LISTED ENTRIES:
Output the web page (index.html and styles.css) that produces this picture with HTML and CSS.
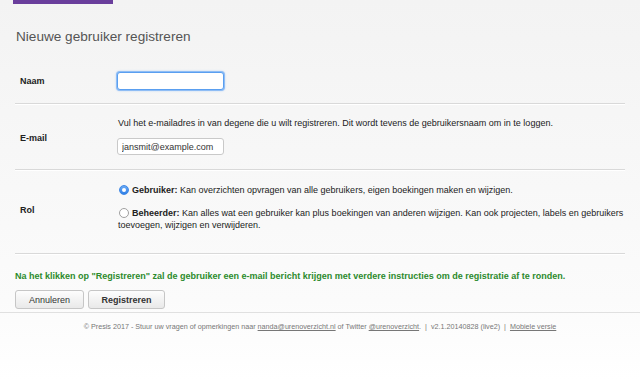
--
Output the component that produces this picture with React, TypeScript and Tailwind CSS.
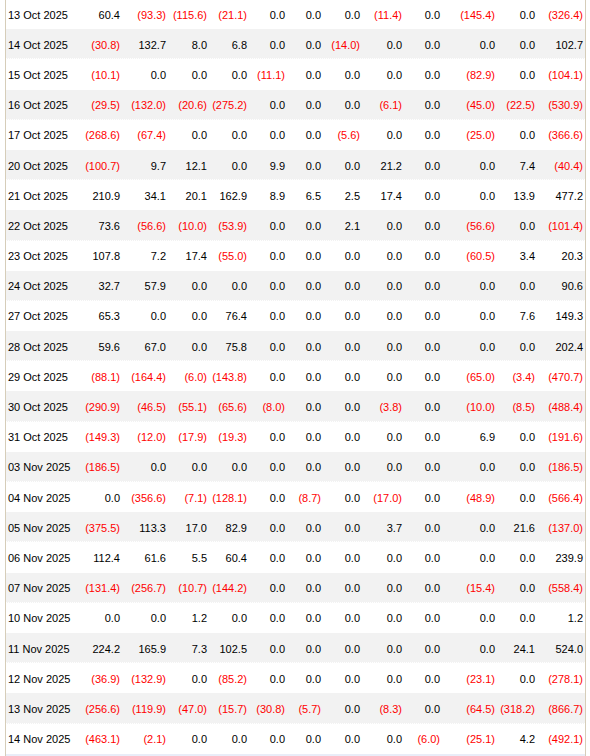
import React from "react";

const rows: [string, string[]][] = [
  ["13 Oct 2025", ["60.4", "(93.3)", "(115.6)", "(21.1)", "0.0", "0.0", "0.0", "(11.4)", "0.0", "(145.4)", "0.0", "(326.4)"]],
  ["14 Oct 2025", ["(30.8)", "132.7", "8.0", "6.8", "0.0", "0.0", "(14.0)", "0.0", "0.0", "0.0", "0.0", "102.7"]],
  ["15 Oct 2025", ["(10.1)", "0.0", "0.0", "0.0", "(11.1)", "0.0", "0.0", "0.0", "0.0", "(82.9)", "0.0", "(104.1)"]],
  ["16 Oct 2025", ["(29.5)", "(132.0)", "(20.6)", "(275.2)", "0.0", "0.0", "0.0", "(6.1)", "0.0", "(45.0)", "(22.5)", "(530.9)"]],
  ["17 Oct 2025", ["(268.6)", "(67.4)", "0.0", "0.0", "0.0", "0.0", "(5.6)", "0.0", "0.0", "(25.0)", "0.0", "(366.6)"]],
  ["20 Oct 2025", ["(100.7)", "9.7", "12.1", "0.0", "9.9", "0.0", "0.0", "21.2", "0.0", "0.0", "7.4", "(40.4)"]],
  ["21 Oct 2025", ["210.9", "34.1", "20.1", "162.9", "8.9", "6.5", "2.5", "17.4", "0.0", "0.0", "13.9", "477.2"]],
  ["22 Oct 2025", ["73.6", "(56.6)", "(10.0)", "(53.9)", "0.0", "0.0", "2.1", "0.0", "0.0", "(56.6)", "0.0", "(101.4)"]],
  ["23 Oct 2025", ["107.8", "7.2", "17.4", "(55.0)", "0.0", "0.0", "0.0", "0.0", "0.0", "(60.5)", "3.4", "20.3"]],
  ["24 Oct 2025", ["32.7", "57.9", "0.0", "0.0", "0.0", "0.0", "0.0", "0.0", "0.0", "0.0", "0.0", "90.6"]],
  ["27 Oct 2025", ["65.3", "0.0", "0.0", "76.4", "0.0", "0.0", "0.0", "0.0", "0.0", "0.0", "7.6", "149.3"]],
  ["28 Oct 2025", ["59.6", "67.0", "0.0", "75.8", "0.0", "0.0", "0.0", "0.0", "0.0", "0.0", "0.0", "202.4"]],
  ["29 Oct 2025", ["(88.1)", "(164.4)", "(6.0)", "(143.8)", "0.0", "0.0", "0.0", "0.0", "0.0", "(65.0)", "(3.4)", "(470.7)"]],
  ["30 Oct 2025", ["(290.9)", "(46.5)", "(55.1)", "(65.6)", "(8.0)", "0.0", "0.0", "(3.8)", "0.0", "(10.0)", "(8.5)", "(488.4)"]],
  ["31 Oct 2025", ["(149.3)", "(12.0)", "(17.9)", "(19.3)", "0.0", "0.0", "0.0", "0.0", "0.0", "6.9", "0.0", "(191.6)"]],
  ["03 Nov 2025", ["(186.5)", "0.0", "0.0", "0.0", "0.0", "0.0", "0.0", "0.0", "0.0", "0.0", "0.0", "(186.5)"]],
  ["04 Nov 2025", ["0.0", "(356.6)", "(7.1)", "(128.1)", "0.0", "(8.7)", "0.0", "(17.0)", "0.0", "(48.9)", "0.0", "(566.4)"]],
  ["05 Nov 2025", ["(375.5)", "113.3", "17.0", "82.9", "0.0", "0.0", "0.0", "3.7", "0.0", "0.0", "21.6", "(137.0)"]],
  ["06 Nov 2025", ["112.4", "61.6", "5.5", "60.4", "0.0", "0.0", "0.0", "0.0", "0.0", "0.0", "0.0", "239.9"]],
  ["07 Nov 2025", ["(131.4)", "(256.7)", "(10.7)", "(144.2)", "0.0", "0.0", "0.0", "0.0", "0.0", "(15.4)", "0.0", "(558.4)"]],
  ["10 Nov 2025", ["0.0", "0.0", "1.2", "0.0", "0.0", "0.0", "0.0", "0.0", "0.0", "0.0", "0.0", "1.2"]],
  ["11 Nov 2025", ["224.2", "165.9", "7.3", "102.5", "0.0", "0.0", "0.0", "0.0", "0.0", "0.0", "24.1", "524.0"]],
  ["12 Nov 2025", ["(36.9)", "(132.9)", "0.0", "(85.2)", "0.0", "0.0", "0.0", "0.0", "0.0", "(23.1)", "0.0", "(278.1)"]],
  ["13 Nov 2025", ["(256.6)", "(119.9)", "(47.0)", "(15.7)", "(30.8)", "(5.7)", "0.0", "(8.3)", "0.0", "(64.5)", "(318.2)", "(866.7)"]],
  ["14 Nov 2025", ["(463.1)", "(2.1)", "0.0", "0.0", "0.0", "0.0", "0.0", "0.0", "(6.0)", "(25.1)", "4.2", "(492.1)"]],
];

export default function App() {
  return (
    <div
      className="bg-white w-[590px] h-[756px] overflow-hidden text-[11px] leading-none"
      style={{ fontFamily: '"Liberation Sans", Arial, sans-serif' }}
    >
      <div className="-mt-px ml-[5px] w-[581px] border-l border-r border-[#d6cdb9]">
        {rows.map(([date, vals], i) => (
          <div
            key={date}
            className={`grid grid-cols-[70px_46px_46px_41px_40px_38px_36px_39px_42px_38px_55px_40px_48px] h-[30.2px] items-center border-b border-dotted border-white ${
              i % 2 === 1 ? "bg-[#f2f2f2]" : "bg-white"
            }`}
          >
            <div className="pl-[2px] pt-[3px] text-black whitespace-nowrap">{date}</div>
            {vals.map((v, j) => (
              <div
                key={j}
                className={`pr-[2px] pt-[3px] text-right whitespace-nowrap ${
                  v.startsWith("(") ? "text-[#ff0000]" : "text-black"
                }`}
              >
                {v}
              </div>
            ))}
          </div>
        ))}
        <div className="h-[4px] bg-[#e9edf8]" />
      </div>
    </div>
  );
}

YOUR GOAL: Beginning with the line above that contains "Output the component" and ending with the line that contains "import React from", quote each line exactly, keeping out the pictures.

SOLUTION TO THE EXERCISE:
Output the component that produces this picture with React, TypeScript and Tailwind CSS.
import React from "react";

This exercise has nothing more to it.